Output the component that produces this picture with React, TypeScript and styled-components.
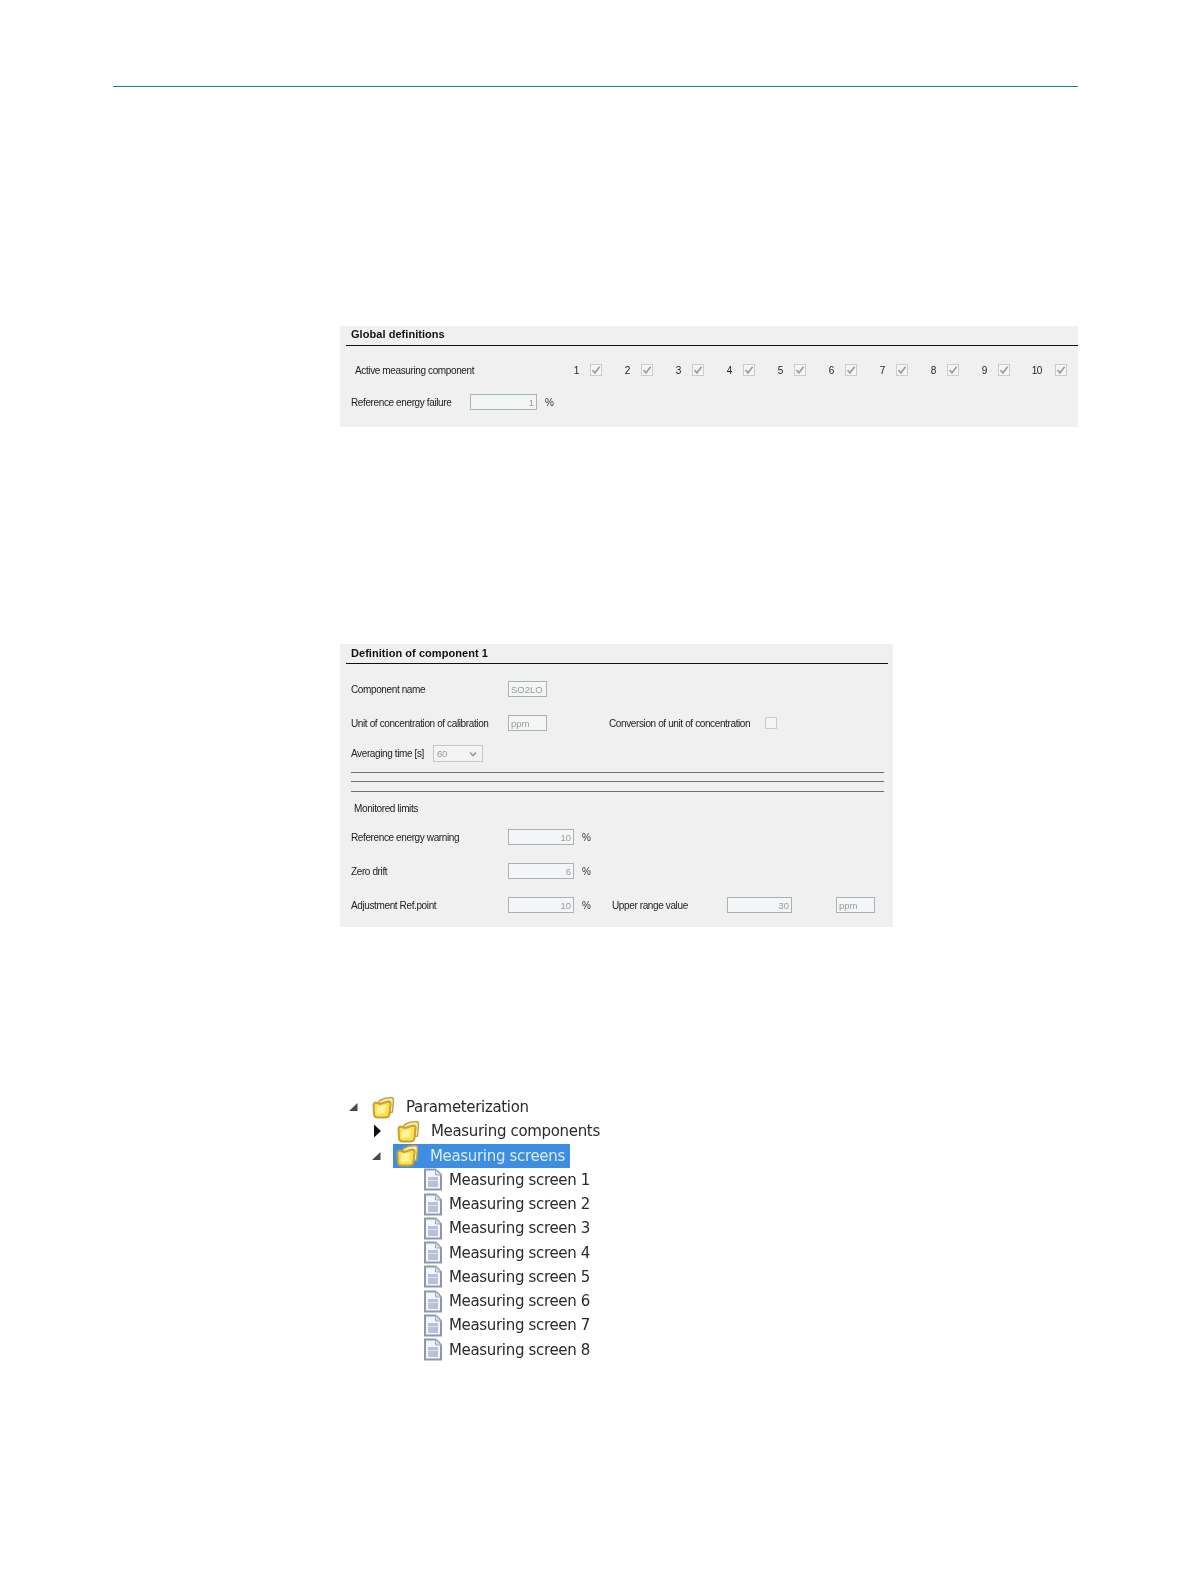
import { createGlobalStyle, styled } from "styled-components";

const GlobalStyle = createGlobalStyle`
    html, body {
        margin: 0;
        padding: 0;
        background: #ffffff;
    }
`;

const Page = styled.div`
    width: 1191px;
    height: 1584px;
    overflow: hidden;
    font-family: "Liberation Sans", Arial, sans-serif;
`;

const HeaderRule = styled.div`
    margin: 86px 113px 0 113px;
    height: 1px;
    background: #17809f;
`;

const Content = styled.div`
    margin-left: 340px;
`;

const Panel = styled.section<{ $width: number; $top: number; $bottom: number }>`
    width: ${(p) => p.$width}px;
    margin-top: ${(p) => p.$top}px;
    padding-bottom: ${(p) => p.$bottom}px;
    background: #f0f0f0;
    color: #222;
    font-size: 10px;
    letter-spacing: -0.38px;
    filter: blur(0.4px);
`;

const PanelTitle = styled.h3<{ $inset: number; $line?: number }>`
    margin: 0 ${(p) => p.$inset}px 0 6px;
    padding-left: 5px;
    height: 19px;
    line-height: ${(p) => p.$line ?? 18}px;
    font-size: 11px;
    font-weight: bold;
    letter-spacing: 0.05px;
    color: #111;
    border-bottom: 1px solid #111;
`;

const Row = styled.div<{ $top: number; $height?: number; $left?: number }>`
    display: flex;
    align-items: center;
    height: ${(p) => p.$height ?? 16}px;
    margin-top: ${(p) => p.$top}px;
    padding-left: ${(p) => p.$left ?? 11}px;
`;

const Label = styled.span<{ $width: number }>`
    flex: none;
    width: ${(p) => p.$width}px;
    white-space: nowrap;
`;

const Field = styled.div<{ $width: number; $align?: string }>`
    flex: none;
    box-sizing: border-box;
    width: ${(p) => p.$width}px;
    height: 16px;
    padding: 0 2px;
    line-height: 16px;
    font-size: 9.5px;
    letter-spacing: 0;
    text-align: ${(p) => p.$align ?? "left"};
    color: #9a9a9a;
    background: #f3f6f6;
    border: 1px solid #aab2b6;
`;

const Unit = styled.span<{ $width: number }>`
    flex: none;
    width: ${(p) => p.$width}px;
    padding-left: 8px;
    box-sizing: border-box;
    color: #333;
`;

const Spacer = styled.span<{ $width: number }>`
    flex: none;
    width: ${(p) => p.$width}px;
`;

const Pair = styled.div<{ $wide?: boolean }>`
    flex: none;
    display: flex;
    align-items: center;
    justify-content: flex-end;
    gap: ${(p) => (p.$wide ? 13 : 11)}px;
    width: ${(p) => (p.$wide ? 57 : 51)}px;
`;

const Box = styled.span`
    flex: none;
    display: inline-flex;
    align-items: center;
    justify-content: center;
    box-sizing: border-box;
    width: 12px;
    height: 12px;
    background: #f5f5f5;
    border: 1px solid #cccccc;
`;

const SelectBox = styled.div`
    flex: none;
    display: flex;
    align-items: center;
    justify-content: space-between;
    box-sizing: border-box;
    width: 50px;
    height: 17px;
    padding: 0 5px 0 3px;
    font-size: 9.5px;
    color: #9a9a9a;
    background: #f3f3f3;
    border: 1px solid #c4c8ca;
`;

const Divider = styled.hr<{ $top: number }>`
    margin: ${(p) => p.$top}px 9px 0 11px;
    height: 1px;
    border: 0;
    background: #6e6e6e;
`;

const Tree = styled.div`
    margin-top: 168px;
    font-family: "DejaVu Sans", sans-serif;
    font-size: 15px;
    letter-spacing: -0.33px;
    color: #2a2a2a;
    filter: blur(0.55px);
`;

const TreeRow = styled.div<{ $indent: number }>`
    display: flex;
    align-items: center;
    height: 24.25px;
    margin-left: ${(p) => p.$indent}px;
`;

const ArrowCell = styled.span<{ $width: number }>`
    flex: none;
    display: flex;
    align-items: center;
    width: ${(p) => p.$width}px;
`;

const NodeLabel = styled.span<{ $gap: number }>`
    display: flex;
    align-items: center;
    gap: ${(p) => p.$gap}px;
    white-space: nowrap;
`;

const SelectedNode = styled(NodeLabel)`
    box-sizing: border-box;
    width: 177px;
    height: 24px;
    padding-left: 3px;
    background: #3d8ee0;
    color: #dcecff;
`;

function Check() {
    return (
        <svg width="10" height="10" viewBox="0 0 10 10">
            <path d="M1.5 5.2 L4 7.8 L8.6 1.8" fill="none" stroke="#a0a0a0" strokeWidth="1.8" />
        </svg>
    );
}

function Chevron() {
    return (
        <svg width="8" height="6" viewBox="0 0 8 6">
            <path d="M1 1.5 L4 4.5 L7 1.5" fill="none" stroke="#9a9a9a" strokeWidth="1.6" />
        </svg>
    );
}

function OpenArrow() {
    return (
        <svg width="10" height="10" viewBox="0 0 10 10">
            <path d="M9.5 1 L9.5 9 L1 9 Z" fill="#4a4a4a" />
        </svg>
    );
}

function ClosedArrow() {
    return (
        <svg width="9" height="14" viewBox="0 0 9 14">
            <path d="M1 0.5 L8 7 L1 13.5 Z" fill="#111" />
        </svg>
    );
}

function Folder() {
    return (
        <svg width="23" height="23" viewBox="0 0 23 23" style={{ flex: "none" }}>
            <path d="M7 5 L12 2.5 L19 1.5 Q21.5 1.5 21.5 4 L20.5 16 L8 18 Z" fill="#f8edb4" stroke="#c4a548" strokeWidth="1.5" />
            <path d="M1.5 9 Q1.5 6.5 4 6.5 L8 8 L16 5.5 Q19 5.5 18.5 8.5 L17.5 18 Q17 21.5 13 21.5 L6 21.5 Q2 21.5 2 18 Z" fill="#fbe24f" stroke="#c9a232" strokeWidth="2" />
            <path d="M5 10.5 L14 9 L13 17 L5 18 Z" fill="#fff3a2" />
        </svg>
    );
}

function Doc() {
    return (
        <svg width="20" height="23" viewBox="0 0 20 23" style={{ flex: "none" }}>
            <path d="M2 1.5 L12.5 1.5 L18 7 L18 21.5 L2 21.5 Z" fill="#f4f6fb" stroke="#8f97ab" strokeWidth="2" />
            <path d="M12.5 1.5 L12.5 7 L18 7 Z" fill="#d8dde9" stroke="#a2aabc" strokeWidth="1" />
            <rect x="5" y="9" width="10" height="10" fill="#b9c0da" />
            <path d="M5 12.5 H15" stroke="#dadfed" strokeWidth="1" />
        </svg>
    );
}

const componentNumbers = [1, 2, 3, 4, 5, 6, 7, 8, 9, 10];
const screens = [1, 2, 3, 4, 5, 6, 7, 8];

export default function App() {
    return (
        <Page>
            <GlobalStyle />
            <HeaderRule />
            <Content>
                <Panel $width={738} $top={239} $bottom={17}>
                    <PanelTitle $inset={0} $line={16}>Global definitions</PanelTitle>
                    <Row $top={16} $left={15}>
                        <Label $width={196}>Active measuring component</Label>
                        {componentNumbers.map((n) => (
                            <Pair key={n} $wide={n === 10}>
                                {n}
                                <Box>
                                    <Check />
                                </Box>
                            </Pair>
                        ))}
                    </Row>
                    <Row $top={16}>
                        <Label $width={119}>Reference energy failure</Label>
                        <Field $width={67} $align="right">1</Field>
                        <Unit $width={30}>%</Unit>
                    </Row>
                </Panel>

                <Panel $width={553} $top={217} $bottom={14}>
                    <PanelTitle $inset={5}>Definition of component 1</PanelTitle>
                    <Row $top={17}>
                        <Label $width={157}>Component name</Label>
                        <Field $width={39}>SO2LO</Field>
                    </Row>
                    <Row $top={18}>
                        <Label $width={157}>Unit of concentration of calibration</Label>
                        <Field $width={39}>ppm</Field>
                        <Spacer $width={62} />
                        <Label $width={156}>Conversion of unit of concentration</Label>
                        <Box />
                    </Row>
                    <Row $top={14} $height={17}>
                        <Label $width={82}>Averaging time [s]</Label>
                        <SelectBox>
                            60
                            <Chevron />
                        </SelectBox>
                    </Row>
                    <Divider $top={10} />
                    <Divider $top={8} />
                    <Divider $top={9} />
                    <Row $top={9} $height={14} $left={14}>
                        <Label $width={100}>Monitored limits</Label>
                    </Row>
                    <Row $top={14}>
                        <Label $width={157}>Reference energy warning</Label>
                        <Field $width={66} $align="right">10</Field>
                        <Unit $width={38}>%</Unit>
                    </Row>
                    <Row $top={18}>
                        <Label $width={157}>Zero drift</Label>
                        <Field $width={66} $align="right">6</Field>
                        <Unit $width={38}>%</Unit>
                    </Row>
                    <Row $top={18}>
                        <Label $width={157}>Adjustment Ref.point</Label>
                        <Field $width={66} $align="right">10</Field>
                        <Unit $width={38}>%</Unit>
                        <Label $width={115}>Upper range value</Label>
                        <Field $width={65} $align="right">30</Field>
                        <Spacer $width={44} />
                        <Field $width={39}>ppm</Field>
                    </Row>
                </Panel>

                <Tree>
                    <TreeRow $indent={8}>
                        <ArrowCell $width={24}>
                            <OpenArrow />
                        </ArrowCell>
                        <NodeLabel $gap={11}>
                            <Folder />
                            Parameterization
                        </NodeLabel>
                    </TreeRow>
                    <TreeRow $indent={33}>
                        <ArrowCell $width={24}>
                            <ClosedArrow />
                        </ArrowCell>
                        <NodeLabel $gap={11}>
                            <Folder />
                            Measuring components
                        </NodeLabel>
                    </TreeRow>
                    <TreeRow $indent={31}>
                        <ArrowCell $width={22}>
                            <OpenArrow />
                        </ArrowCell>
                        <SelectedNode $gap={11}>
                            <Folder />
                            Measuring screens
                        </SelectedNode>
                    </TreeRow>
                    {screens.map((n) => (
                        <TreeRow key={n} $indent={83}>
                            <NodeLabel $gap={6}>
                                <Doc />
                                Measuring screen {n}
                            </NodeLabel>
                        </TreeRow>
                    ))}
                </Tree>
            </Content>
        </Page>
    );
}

__Requirements__:
Pick out the lines containing the string "components" and show them.

__Full solution__:
Output the component that produces this picture with React, TypeScript and styled-components.
import { createGlobalStyle, styled } from "styled-components";
                            Measuring components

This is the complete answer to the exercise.